Il giovane Perri alzò le spalle in modo espressivo. «Miserabili accattoni» disse. «Sono dei medium.»
12
Il centro di raccolta era vasto e quasi completamente vuoto eccetto che per un edificio aperto da tutti i lati come un padiglione da fiera, che sorgeva a un’estremità. Non vi erano fabbricati, solo il centro adiacente a un campo d’atterraggio fuori della città. Una gran folla era raccolta al di là delle basse mura, assai simile a qualsiasi folla della Terra, con gente che rideva, si spingeva, indicava l’astronave, in un incessante vocio. Ma dentro il centro non vi erano che poche dozzine di uomini. Se ne stavano all’interno del padiglione, in attesa, e Trehearne assistette incuriosito all’insolito spettacolo dato dal capitano vardda e dai suoi ufficiali che avanzavano umilmente a chiedere il permesso di commerciare.
«Avvicinati un poco di più» gli bisbigliò Yann. «Vedi quei due uomini alti in abiti scuri, seduti là in fondo? Sono Hedarin. Guarda.»
Gli ufficiali vardda si rivolsero ai due uomini e ne ebbero una secca risposta.
«Ci concedono due giorni» disse Rohan. «Generoso da parte loro.» Trehearne spinse con curiosità lo sguardo al di sopra delle mura. Vi erano macchie d’alberi là fuori, e doveva essere l’inizio dell’autunno perché le foglie cadevano già. Il cielo era di un azzurro intenso con una lieve foschia bassa sull’orizzonte, e l’aria era fresca. Se non si guardavano troppo i particolari, pareva di essere nell’Ohio in ottobre, ed egli avrebbe voluto andare da qualche parte a passeggiare solo, ricordando. Non sapeva perché. La Terra era dietro di lui e non la rimpiangeva. Ma avrebbe voluto andare a passeggiare tra gli alberi.
Invece tirò fuori i listini dei prezzi e le bollette doganali e se ne rimase al suo posto, mentre si iniziavano le contrattazioni. Merci e campioni di merci, da gioielli a medicinali e macchinari leggeri, venivano scaricati dall’astronave e il trasporto era effettuato dai Vardda stessi. Trehearne aiutava, e tutto il bestemmiare che si faceva lo si faceva sottovoce. «Troppo maledettamente orgogliosi per fare i facchini» disse qualcuno. «Alla gente in genere non importerebbe, ma gli Hedarin pensano che sia degradante. Non la fatica fisica, capite?, ma perfino il fatto di farsi vedere lavorare per noi. Io li manderei all’inferno piuttosto che commerciare con loro.»
«Il Vecchio non la pensa a questo modo, falla finita, vuoi? Questa cassa è pesante.»
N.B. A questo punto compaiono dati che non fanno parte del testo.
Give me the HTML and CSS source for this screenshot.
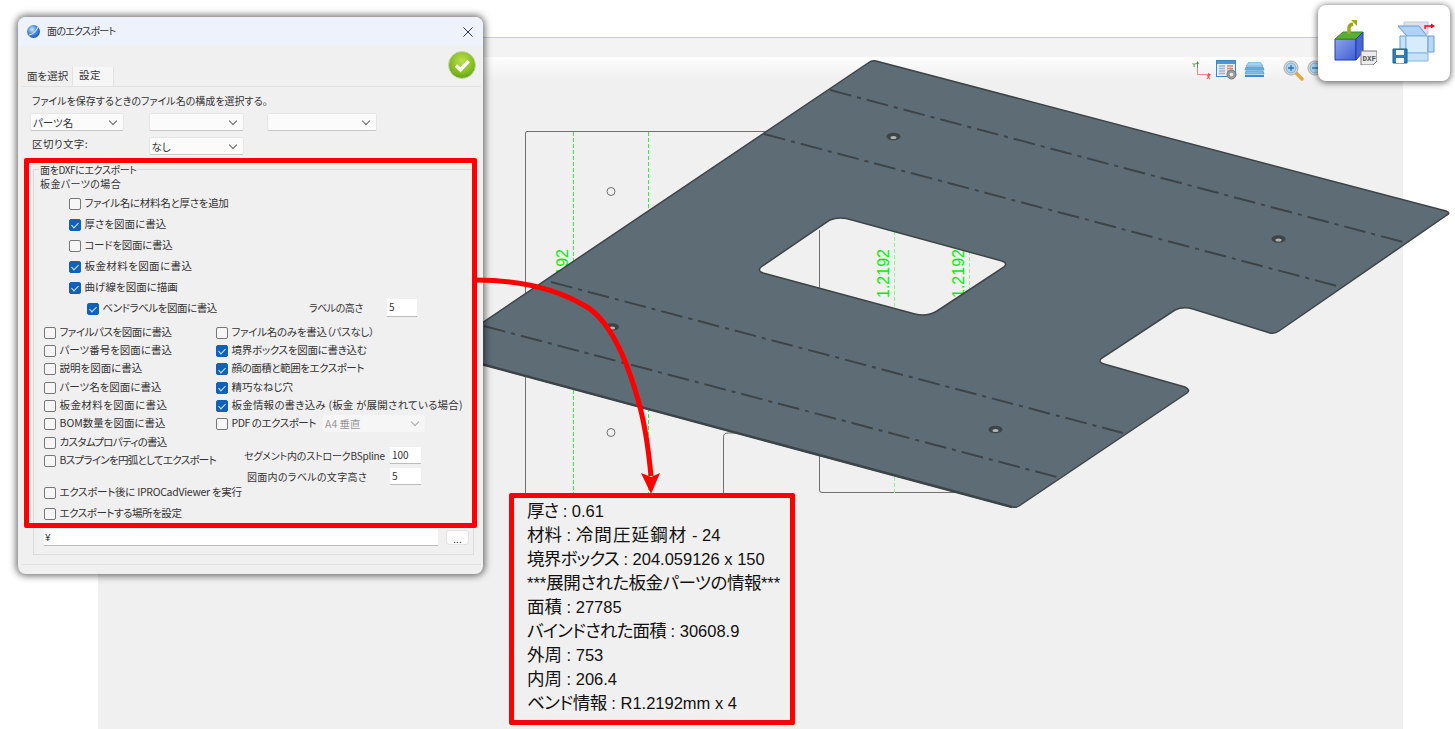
FILE: index.html
```html
<!DOCTYPE html>
<html lang="ja">
<head>
    <meta charset="utf-8">
    <title>面のエクスポート</title>
    <link rel="stylesheet" href="styles.css">
</head>
<body>

    <!-- CAD viewer behind everything -->
    <div class="viewer">
        <div class="viewer-strip"></div>
        <div class="viewer-toolbar">
            <svg class="tool" width="20" height="20" viewBox="0 0 20 20">
                <path d="M5.500 2V14.500H17" fill="none" stroke="#e86a6a" stroke-width="0.800"/>
                <path d="M5.500 2V8" stroke="#3a9a3a" stroke-width="0.800" fill="none"/>
                <path d="M4 4L5.500 1L7 4Z" fill="#3a9a3a"/>
                <path d="M16 13L19 14.500L16 16Z" fill="#e05050"/>
                <text x="0" y="7" class="axis axis-y">Y</text>
                <text x="14.500" y="19" class="axis axis-x">X</text>
            </svg>
            <svg class="tool tool-table" width="21" height="20" viewBox="0 0 21 20">
                <rect x="0.500" y="0.500" width="19" height="16" fill="#e4ecf5" stroke="#3f86c4"/>
                <rect x="1" y="1" width="18" height="3" fill="#4c96d2"/>
                <path d="M3 6H9M3 8.500H9M3 11H9M3 13.500H9" stroke="#9fb4c8" stroke-width="1.500"/>
                <path d="M11 6H17M11 8.500H17M11 11H14" stroke="#d08a7a" stroke-width="1.500"/>
                <circle cx="15.500" cy="14.500" r="4.500" fill="#9a9a9a" stroke="#777"/>
                <circle cx="15.500" cy="14.500" r="1.800" fill="#eee"/>
            </svg>
            <svg class="tool tool-layers" width="21" height="16" viewBox="0 0 21 16">
                <path d="M5 0H16L19 4H2Z" fill="#a5d4f2" stroke="#5ba4d8" stroke-width="0.700"/>
                <path d="M2 5H19L20 8H1Z" fill="#63b0e4" stroke="#4f9ad0" stroke-width="0.700"/>
                <path d="M2 9H19L20 12H1Z" fill="#7cc0ea" stroke="#4f9ad0" stroke-width="0.700"/>
                <path d="M1 13H20V15H1Z" fill="#3d8cc8"/>
            </svg>
            <svg class="tool tool-zoom" width="21" height="21" viewBox="0 0 21 21">
                <path d="M13 13L19 19" stroke="#e5a740" stroke-width="3.500" stroke-linecap="round"/>
                <circle cx="8" cy="8" r="7" fill="#dcdcdc" stroke="#a8a8a8"/>
                <circle cx="8" cy="8" r="5" fill="#a9d6f4" stroke="#6a9cc0" stroke-width="0.700"/>
                <path d="M5 8H11M8 5V11" stroke="#2c6ea8" stroke-width="1.300"/>
            </svg>
            <svg class="tool tool-zoom-out" width="21" height="21" viewBox="0 0 21 21">
                <circle cx="8" cy="8" r="7" fill="#dcdcdc" stroke="#a8a8a8"/>
                <circle cx="8" cy="8" r="5" fill="#a9d6f4" stroke="#6a9cc0" stroke-width="0.700"/>
                <path d="M5 8H11" stroke="#2c6ea8" stroke-width="1.300"/>
            </svg>
        </div>
    </div>

    <!-- flat pattern and folded part -->
    <svg class="drawing" width="1455" height="729" viewBox="0 0 1455 729">
        <g fill="none" stroke="#6f6f6f">
            <path d="M525.500 493V133Q525.500 131.500 527 131.500H770"/>
            <path d="M723.500 493V437Q723.500 433 728 433H745"/>
            <path d="M819.500 230V490Q819.500 492.500 822 492.500H960"/>
        </g>
        <g fill="none" stroke="#33f533" stroke-dasharray="4 2">
            <path d="M573.500 132V493"/>
            <path d="M648.500 132V493"/>
        </g>
        <g fill="none" stroke="#8df58d" stroke-dasharray="4 2">
            <path d="M894.500 225V493"/>
            <path d="M969.500 245V493"/>
        </g>
        <circle cx="611" cy="191.500" r="4" fill="none" stroke="#6f6f6f"/>
        <circle cx="611" cy="432.500" r="4" fill="none" stroke="#6f6f6f"/>
        <text class="dim" transform="translate(567.500 298) rotate(-90)">1.2192</text>
        <text class="dim" transform="translate(889 298) rotate(-90)">1.2192</text>
        <text class="dim" transform="translate(964 298) rotate(-90)">1.2192</text>

        <path class="plate" fill-rule="evenodd" d="M470 331L868 63Q872 60 876 61L1446 211Q1451 213 1447 215L1279 331Q1275 334 1270 333L1193 309Q1183 306 1175 310L1102 358Q1097 362 1104 364L1185 387Q1191 390 1187 393L1019 506Q1016 508 1012 507L470 361Z
            M830 220Q840 216 852 220L1002 261Q1008 263 1004 267L937 311Q927 317 915 314L763 273Q757 271 761 267Z"/>
        <path class="plate-edge" d="M470 361L1012 507"/>

        <g class="bend">
            <path d="M830 90L1403 242"/>
            <path d="M764 134L1337 286"/>
            <path d="M551 282L1123 433"/>
            <path d="M484 326L1057 477"/>
        </g>
        <g class="bolt">
            <ellipse cx="893.500" cy="136.500" rx="7" ry="3.800"/>
            <ellipse cx="1278.500" cy="239" rx="7" ry="3.800"/>
            <ellipse cx="612" cy="327" rx="7" ry="3.800"/>
            <ellipse cx="995.500" cy="429.500" rx="7" ry="3.800"/>
        </g>
        <g class="bolt-hole">
            <ellipse cx="893.500" cy="137.500" rx="3" ry="1.500"/>
            <ellipse cx="1278.500" cy="240" rx="3" ry="1.500"/>
            <ellipse cx="612" cy="328" rx="3" ry="1.500"/>
            <ellipse cx="995.500" cy="430.500" rx="3" ry="1.500"/>
        </g>
    </svg>

    <!-- export dialog -->
    <div class="dialog">
        <div class="titlebar">
            <svg class="title-icon" width="15" height="15" viewBox="0 0 15 15">
                <defs>
                    <radialGradient id="ball" cx="0.400" cy="0.350" r="0.700">
                        <stop offset="0" stop-color="#cfe6ff"/>
                        <stop offset="0.500" stop-color="#4b8fe6"/>
                        <stop offset="1" stop-color="#1d4fa8"/>
                    </radialGradient>
                </defs>
                <circle cx="7.500" cy="7.500" r="6.500" fill="url(#ball)"/>
                <path d="M3 11Q9 10 12 3" fill="none" stroke="#e8f2ff" stroke-width="1"/>
            </svg>
            <span class="title-text">面のエクスポート</span>
            <svg class="close" width="10" height="10" viewBox="0 0 10 10">
                <path d="M0.500 0.500L9.500 9.500M9.500 0.500L0.500 9.500" stroke="#333" stroke-width="1"/>
            </svg>
        </div>

        <div class="tabstrip">
            <div class="tabs">
                <div class="tab">面を選択</div>
                <div class="tab tab-active">設定</div>
            </div>
            <svg class="ok" width="28" height="28" viewBox="0 0 28 28">
                <defs>
                    <radialGradient id="okfill" cx="0.500" cy="0.350" r="0.700">
                        <stop offset="0" stop-color="#bfe04a"/>
                        <stop offset="0.700" stop-color="#7db81e"/>
                        <stop offset="1" stop-color="#5c9a10"/>
                    </radialGradient>
                </defs>
                <circle cx="14" cy="14" r="13.500" fill="url(#okfill)" stroke="#c9d6b0"/>
                <path d="M8 14.500L12.500 19L20.500 10" fill="none" stroke="#fff" stroke-width="3.500"/>
            </svg>
        </div>

        <div class="panel">
            <div class="caption">ファイルを保存するときのファイル名の構成を選択する。</div>
            <div class="combo-row">
                <div class="combo combo-a">パーツ名</div>
                <div class="combo combo-b"></div>
                <div class="combo combo-c"></div>
            </div>
            <div class="combo-row combo-row-sep">
                <div class="sep-label">区切り文字:</div>
                <div class="combo combo-b">なし</div>
            </div>

            <div class="group">
                <span class="legend">面をDXFにエクスポート</span>
                <div class="group-head">板金パーツの場合</div>

                <div class="sheet-options">
                    <label class="opt fit-s"><input type="checkbox"><span>ファイル名に材料名と厚さを追加</span></label>
                    <label class="opt"><input type="checkbox" checked><span>厚さを図面に書込</span></label>
                    <label class="opt fit-s"><input type="checkbox"><span>コードを図面に書込</span></label>
                    <label class="opt fit-p"><input type="checkbox" checked><span>板金材料を図面に書込</span></label>
                    <label class="opt"><input type="checkbox" checked><span>曲げ線を図面に描画</span></label>
                    <div class="bend-row">
                        <label class="opt fit-m"><input type="checkbox" checked><span>ベンドラベルを図面に書込</span></label>
                        <span class="bend-label">ラベルの高さ</span>
                        <div class="field field-bend">5</div>
                    </div>
                </div>

                <div class="columns">
                    <div class="col">
                        <label class="opt fit-m"><input type="checkbox"><span>ファイルパスを図面に書込</span></label>
                        <label class="opt"><input type="checkbox"><span>パーツ番号を図面に書込</span></label>
                        <label class="opt"><input type="checkbox"><span>説明を図面に書込</span></label>
                        <label class="opt"><input type="checkbox"><span>パーツ名を図面に書込</span></label>
                        <label class="opt fit-p"><input type="checkbox"><span>板金材料を図面に書込</span></label>
                        <label class="opt"><input type="checkbox"><span>BOM数量を図面に書込</span></label>
                        <label class="opt fit-n"><input type="checkbox"><span>カスタムプロパティの書込</span></label>
                        <label class="opt fit-n"><input type="checkbox"><span>Bスプラインを円弧としてエクスポート</span></label>
                    </div>
                    <div class="col">
                        <label class="opt fit-s"><input type="checkbox"><span>ファイル名のみを書込（パスなし）</span></label>
                        <label class="opt fit-s"><input type="checkbox" checked><span>境界ボックスを図面に書き込む</span></label>
                        <label class="opt fit-m"><input type="checkbox" checked><span>顔の面積と範囲をエクスポート</span></label>
                        <label class="opt"><input type="checkbox" checked><span>精巧なねじ穴</span></label>
                        <label class="opt fit-q"><input type="checkbox" checked><span>板金情報の書き込み (板金 が展開されている場合)</span></label>
                        <div class="pdf-row">
                            <label class="opt fit-m"><input type="checkbox"><span>PDF のエクスポート</span></label>
                            <div class="combo combo-pdf">A4 垂直</div>
                        </div>
                        <div class="size-row">
                            <span class="size-tight">セグメント内のストロークBSpline</span>
                            <div class="field">100</div>
                        </div>
                        <div class="size-row size-row-2">
                            <span class="size-wide">図面内のラベルの文字高さ</span>
                            <div class="field">5</div>
                        </div>
                    </div>
                </div>

                <label class="opt opt-wide fit-s"><input type="checkbox"><span>エクスポート後に IPROCadViewer を実行</span></label>
                <label class="opt opt-wide opt-place fit-m"><input type="checkbox"><span>エクスポートする場所を設定</span></label>

                <div class="path-row">
                    <div class="path-input">¥</div>
                    <div class="browse">...</div>
                </div>
            </div>
        </div>
    </div>

    <div class="highlight"></div>

    <!-- part info shown on the drawing -->
    <div class="callout">
        <div><span class="ja ja-short">厚さ</span> : 0.61</div>
        <div><span class="ja">材料</span> : <span class="ja ja-wide">冷間圧延鋼材</span> - 24</div>
        <div><span class="ja ja-tight">境界ボックス</span> : 204.059126 x 150</div>
        <div>***<span class="ja ja-mid">展開された板金パーツの情報</span>***</div>
        <div><span class="ja">面積</span> : 27785</div>
        <div><span class="ja ja-tight">バインドされた面積</span> : 30608.9</div>
        <div><span class="ja">外周</span> : 753</div>
        <div><span class="ja">内周</span> : 206.4</div>
        <div><span class="ja ja-mid">ベンド情報</span> : R1.2192mm x 4</div>
    </div>

    <svg class="arrow" width="1455" height="729" viewBox="0 0 1455 729">
        <path d="M476 280C520 280 556 288 587 307C612 323 628 362 640 407C646 430 649 455 651 476" fill="none" stroke="#f00" stroke-width="5"/>
        <path d="M641 473L651 477L660 473L651 494Z" fill="#f00"/>
    </svg>

    <!-- floating icons top right -->
    <div class="icon-card">
        <svg width="43" height="45" viewBox="0 0 43 45">
            <defs>
                <linearGradient id="cubeface" x1="0" y1="0" x2="1" y2="1">
                    <stop offset="0" stop-color="#8ea4ec"/>
                    <stop offset="1" stop-color="#3f5fd2"/>
                </linearGradient>
            </defs>
            <path d="M1 19H22V40H1Z" fill="url(#cubeface)" stroke="#1c3fa8"/>
            <path d="M1 19L9 12H29L22 19Z" fill="#58b030" stroke="#3c8a20"/>
            <path d="M22 19L29 12V32L22 40Z" fill="#4a66d6" stroke="#1c3fa8"/>
            <path d="M15 14V8Q15 5 19 4" fill="none" stroke="#9aaa18" stroke-width="3.500"/>
            <path d="M17 0H23V6Z" fill="#9aaa18"/>
            <path d="M27 31H43V41L39 45H27Z" fill="#ececec" stroke="#777"/>
            <text x="28.500" y="41" class="dxf">DXF</text>
        </svg>
        <svg class="box-icon" width="43" height="45" viewBox="0 0 43 45">
            <path d="M12 2H36V14H12Z" fill="#dde0ea" stroke="#c5c9d8"/>
            <path d="M6 6H27L35 16H15Z" fill="#aed4f5" stroke="#6c9bd2"/>
            <path d="M8 16H14V32H8Z" fill="#c5e2fa" stroke="#6c9bd2"/>
            <path d="M14 16H36V33H14Z" fill="#d6ecfd" stroke="#8ab4de"/>
            <path d="M36 16H42V32H36Z" fill="#b5d9f6" stroke="#6c9bd2"/>
            <path d="M14 33H36V41H14Z" fill="#c5e2fa" stroke="#8ab4de"/>
            <path d="M1 29H15V43H1Z" fill="#2b82b8" stroke="#165c8c"/>
            <path d="M4 30H12V35H4Z" fill="#e8f4fb"/>
            <path d="M4 38H12V43H4Z" fill="#fff"/>
            <path d="M33 9V6H40" fill="none" stroke="#f00" stroke-width="1.300"/>
            <path d="M39 3.500L43 6L39 8.500Z" fill="#f00"/>
        </svg>
    </div>

</body>
</html>
```

FILE: styles.css
```css
* {
    box-sizing: border-box;
}

html, body {
    margin: 0;
    height: 729px;
    overflow: hidden;
}

body {
    position: relative;
    background: #fff;
    font-family: "Liberation Sans", "Noto Sans CJK JP", sans-serif;
}

/* viewer */
.viewer {
    margin: 37px 0 0 98px;
    width: 1305px;
    height: 692px;
    background: #f0f0f0;
    border-top: 1px solid #c9ccd8;
}
.viewer-strip {
    height: 19px;
    background: #f3f3f3;
}
.viewer-toolbar {
    height: 23px;
    background: linear-gradient(#fdfdfd, #f0f0f0);
    display: flex;
    align-items: flex-start;
    padding: 3px 0 0 1094px;
}
.tool-table {
    margin-left: 4px;
}
.tool-layers {
    margin: 2px 0 0 7px;
}
.tool-zoom {
    margin-left: 18px;
}
.tool-zoom-out {
    margin-left: 3px;
}
.axis {
    font-size: 6px;
    font-weight: bold;
}
.axis-y {
    fill: #3a9a3a;
}
.axis-x {
    fill: #d04040;
}

/* drawing */
.drawing {
    position: absolute;
    left: 0;
    top: 0;
}
.dim {
    font-size: 16px;
    fill: #00f000;
}
.plate {
    fill: #5e6d75;
    stroke: #3d4447;
    stroke-width: 1.5;
}
.plate-edge {
    fill: none;
    stroke: #3d4447;
    stroke-width: 2.5;
}
.bend {
    fill: none;
    stroke: #3d4447;
    stroke-width: 2;
    stroke-dasharray: 22 6 4 6;
}
.bolt {
    fill: #3d4447;
}
.bolt-hole {
    fill: #b0b4b4;
}

/* dialog */
.dialog {
    position: absolute;
    left: 18px;
    top: 17px;
    width: 465px;
    height: 557px;
    background: #f0f0f0;
    border-radius: 8px;
    box-shadow: 0 0 7px 2px rgba(0, 0, 0, 0.55);
    font-family: "Noto Sans CJK JP", "Liberation Sans", sans-serif;
    font-feature-settings: "palt";
    font-size: 10px;
    color: #333;
    overflow: hidden;
}
.titlebar {
    height: 29px;
    background: #eef2fb;
    display: flex;
    align-items: center;
    padding: 0 10px 0 8px;
}
.title-text {
    margin: -2px 0 0 6px;
    letter-spacing: -0.7px;
}
.close {
    margin-left: auto;
}
.tabstrip {
    height: 40px;
    display: flex;
    padding: 0 7px 0 5px;
}
.tabs {
    display: flex;
    align-self: flex-end;
}
.tab {
    width: 50px;
    height: 18px;
    line-height: 18px;
    padding-left: 4px;
    border-right: 1px solid #e2e2e2;
    font-size: 10.500px;
}
.tab-active {
    width: 41px;
    height: 19px;
    line-height: 16px;
    padding-left: 6px;
    background: #f6f6f6;
    letter-spacing: 0.5px;
}
.ok {
    margin: 5px 0 0 auto;
}
.panel {
    margin: 0 2px 0 4px;
    height: 479px;
    border-top: 1px solid #e2e2e2;
    border-bottom: 1px solid #e0e0e0;
    padding: 6px 0 0 8px;
}
.caption {
    height: 16px;
    line-height: 16px;
    padding-left: 2px;
}
.combo-row {
    display: flex;
    align-items: center;
    margin-top: 4px;
}
.combo-row-sep {
    margin-top: 6px;
}
.sep-label {
    width: 118.500px;
    margin-top: -5px;
    padding-left: 2px;
    font-size: 10.500px;
    letter-spacing: 0.4px;
}
.combo {
    position: relative;
    height: 18px;
    line-height: 17px;
    padding-left: 2px;
    background: #fbfbfb;
    border: 1px solid #e6e6e6;
    border-bottom-color: #c8c8c8;
    border-radius: 2px;
    font-size: 10.500px;
}
.combo::after {
    content: "";
    position: absolute;
    right: 7px;
    top: 4px;
    width: 5px;
    height: 5px;
    border-right: 1px solid #666;
    border-bottom: 1px solid #666;
    transform: rotate(45deg);
}
.combo-a {
    width: 94px;
}
.combo-b {
    width: 95px;
}
.combo-a + .combo-b {
    margin-left: 24.500px;
}
.combo-c {
    width: 110px;
    margin-left: 23.500px;
}
.group {
    position: relative;
    margin: 14px 0 0 3px;
    width: 441px;
    height: 386px;
    border: 1px solid #dcdcdc;
}
.legend {
    position: absolute;
    left: 5px;
    top: -7px;
    padding: 0 1px;
    line-height: 14px;
    background: #f0f0f0;
    letter-spacing: -0.4px;
}
.group-head {
    margin: 7px 0 0 6px;
    height: 14px;
    line-height: 14px;
    letter-spacing: 0.4px;
}
.sheet-options {
    margin: 1.500px 0 0 35px;
    display: grid;
    grid-auto-rows: 21px;
}
.opt {
    display: flex;
    align-items: center;
    height: 100%;
    white-space: nowrap;
    font-size: 10.500px;
}
.opt span {
    margin-top: -2px;
}
.fit-n {
    letter-spacing: -0.7px;
}
.fit-m {
    letter-spacing: -0.45px;
}
.fit-s {
    letter-spacing: -0.28px;
}
.fit-p {
    letter-spacing: 0.4px;
}
.fit-q {
    letter-spacing: 0.2px;
}
.opt input {
    appearance: none;
    position: relative;
    flex: none;
    width: 12px;
    height: 12px;
    margin: 1px 3.500px 0 0;
    background: #f6f6f6;
    border: 1px solid #777;
    border-radius: 2px;
}
.opt input:checked {
    background: #0f62b8;
    border-color: #0f62b8;
}
.opt input:checked::after {
    content: "";
    position: absolute;
    left: 3px;
    top: 1.500px;
    width: 3px;
    height: 6px;
    border-right: 1px solid #cfe4fa;
    border-bottom: 1px solid #cfe4fa;
    transform: rotate(45deg);
}
.bend-row {
    display: flex;
    align-items: center;
    padding-left: 18px;
}
.bend-row .opt {
    width: 222px;
}
.bend-label {
    width: 78px;
    margin-top: -2px;
    letter-spacing: -0.5px;
}
.field {
    width: 31px;
    height: 17px;
    line-height: 16px;
    padding-left: 2px;
    background: #fff;
    border-bottom: 1px solid #bcbcbc;
}
.field-bend {
    width: 30px;
    height: 18px;
}
.columns {
    margin: 4.500px 0 0 10px;
    display: grid;
    grid-template-columns: 172px 1fr;
    height: 162px;
}
.col {
    display: flex;
    flex-direction: column;
}
.col .opt {
    height: 18.330px;
    flex: none;
}
.pdf-row {
    display: flex;
    align-items: center;
    height: 18.330px;
}
.pdf-row .opt {
    width: 107px;
}
.combo-pdf {
    width: 102px;
    height: 17px;
    border: none;
    background: #f6f6f6;
    color: #999;
}
.combo-pdf::after {
    border-color: #aaa;
}
.size-row {
    display: flex;
    justify-content: space-between;
    align-items: center;
    margin: 14px 0 0 28px;
    width: 177px;
}
.size-row-2 {
    margin-top: 4px;
    padding-left: 3px;
}
.size-tight {
    letter-spacing: -0.2px;
}
.size-wide {
    letter-spacing: 0.3px;
}
.opt-wide {
    height: 14px;
    margin-left: 10px;
}
.opt-place {
    margin-top: 7px;
}
.path-row {
    display: flex;
    align-items: flex-start;
    margin: 9px 0 0 10px;
}
.path-input {
    width: 394px;
    height: 17px;
    line-height: 16px;
    padding-left: 1px;
    background: #fff;
    border-bottom: 1px solid #bcbcbc;
}
.browse {
    width: 23px;
    height: 15px;
    margin: 1px 0 0 8px;
    line-height: 15px;
    text-align: center;
    background: #fbfbfb;
    border: 1px solid #e2e2e2;
    border-radius: 3px;
}

/* red annotations */
.highlight {
    position: absolute;
    left: 24px;
    top: 158px;
    width: 453px;
    height: 370px;
    border: 5px solid #f00;
    border-radius: 2px;
}
.callout {
    position: absolute;
    left: 509px;
    top: 493px;
    width: 286px;
    height: 232px;
    padding: 1px 0 0 13px;
    background: #f0f0f0;
    border: 5px solid #f00;
    border-radius: 2px;
    font-size: 16.500px;
    line-height: 24px;
    color: #111;
    white-space: nowrap;
}
.callout .ja {
    font-size: 17.500px;
    font-feature-settings: "palt";
}
.callout .ja-short {
    letter-spacing: -1px;
}
.callout .ja-wide {
    letter-spacing: 1.1px;
}
.callout .ja-tight {
    letter-spacing: -0.8px;
}
.callout .ja-mid {
    letter-spacing: -0.5px;
}
.arrow {
    position: absolute;
    left: 0;
    top: 0;
}

/* icon card */
.icon-card {
    position: absolute;
    left: 1318px;
    top: 5px;
    width: 132px;
    height: 76px;
    display: flex;
    align-items: flex-start;
    padding: 15px 0 0 16px;
    background: #fff;
    border-radius: 8px;
    box-shadow: 0 1px 6px 1px rgba(0, 0, 0, 0.55);
}
.box-icon {
    margin-left: 15px;
}
.dxf {
    font-family: "Liberation Mono", monospace;
    font-size: 7.500px;
    font-weight: bold;
    fill: #555;
}
```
Nel padiglione fervevano le contrattazioni. Solo gli Hedarin, seduti in disparte, avevano un’aria ostile. I loro visi davano a Trehearne un sentimento particolare. Piuttosto minuti per le loro teste massicce, benché non tanto da essere deformi, i loro lineamenti avevano una specie di terrea forza che era quasi agghiacciante come se il loro spirito avesse dominato tutte le debolezze della carne. I loro occhi, profondamente infossati e di colore chiaro, parevano chiusi al mondo; non nel solito atteggiamento di ottusa contemplazione di gente che rifletta sui propri pensieri, ma come fossero rivolti a una visione chiara e luminosa, dove nulla fosse oscuro e incerto, dove non potessero esistere trivialità, turbamenti emotivi, impulsi capricciosi. Erano uomini splendidi a vedersi. Si sentiva costretto ad ammirarli. Ma quanto a piacergli neppure da pensarci. Osservavano il traffico e Trehearne notò che ogni articolo veniva sottoposto alla loro approvazione prima che l’affare fosse concluso. Il più delle volte veniva accettato, ma di tanto in tanto uno di loro scuoteva il capo e l’articolo veniva respinto. I mercanti si rammaricavano, ma non protestavano.
«Si danno una terribile aria di importanza» disse Trehearne sottovoce a Yann.
Il primo ufficiale, un uomo appena brizzolato che conosceva la costellazione come il proprio giardino, era lì accanto e lo udì. «Sareste così anche voi» disse «se poteste scrutare entro la mente di un uomo fino a vederne i pensieri, e dentro il suo corpo fino a seguire il groviglio delle sue viscere, semplicemente servendovi del potere della vostra mente.»